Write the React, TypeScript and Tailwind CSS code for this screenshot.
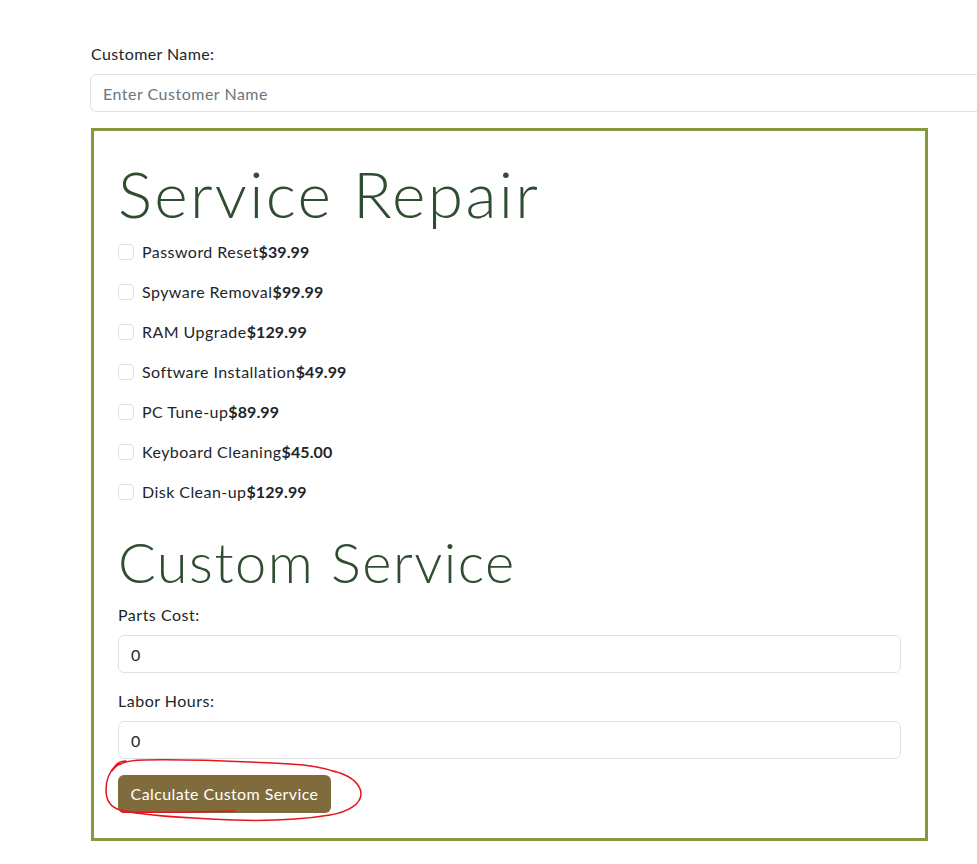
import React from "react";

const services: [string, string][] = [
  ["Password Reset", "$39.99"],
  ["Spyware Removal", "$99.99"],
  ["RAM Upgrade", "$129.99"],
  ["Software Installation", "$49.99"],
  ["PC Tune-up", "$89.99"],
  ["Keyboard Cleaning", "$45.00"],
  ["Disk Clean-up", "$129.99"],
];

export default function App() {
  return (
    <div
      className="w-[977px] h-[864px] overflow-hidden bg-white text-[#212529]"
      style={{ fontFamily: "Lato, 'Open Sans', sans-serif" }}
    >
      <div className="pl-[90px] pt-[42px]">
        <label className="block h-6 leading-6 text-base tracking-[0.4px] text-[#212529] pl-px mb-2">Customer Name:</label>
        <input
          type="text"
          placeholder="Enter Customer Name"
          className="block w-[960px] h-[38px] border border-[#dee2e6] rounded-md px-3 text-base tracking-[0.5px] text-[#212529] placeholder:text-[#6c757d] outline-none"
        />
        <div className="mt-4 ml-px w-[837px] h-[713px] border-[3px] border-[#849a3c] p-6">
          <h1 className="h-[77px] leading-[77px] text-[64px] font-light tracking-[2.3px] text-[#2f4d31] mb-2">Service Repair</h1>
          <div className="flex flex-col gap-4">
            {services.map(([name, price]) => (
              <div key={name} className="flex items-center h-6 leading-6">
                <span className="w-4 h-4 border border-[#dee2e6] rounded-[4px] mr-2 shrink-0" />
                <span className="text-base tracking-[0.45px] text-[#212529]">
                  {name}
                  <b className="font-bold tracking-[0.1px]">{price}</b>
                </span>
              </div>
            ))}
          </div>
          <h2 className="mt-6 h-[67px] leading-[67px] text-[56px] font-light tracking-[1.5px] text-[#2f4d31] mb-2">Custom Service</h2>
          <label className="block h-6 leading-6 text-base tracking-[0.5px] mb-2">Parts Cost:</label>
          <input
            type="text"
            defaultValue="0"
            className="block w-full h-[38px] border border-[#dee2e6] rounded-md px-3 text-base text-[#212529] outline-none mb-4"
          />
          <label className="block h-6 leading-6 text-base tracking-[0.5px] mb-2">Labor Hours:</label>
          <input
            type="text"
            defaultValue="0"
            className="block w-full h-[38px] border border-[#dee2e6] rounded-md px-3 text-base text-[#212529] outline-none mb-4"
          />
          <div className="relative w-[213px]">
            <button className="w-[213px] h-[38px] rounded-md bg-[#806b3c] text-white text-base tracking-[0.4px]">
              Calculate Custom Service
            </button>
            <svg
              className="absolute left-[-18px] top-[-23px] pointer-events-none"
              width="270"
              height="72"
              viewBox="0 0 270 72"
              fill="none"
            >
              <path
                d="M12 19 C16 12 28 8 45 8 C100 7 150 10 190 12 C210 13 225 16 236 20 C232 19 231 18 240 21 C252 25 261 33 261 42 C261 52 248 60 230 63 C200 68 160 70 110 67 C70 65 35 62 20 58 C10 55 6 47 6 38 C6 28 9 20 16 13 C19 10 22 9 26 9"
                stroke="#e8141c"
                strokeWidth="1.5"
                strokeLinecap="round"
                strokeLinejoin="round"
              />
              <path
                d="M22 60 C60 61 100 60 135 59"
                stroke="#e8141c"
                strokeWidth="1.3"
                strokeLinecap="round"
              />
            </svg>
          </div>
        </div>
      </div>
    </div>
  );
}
------------------------
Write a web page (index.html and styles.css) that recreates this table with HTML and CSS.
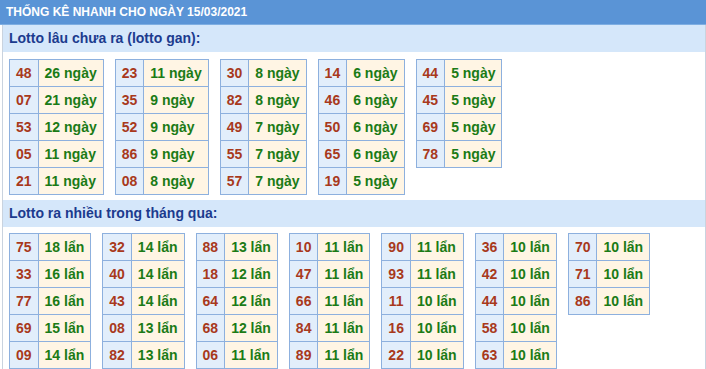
------------------------
*Set problem:* Every line above that contains the word "React" should be reported.

*Answer to this problem:*
Write the React, TypeScript and Tailwind CSS code for this screenshot.
import React from "react";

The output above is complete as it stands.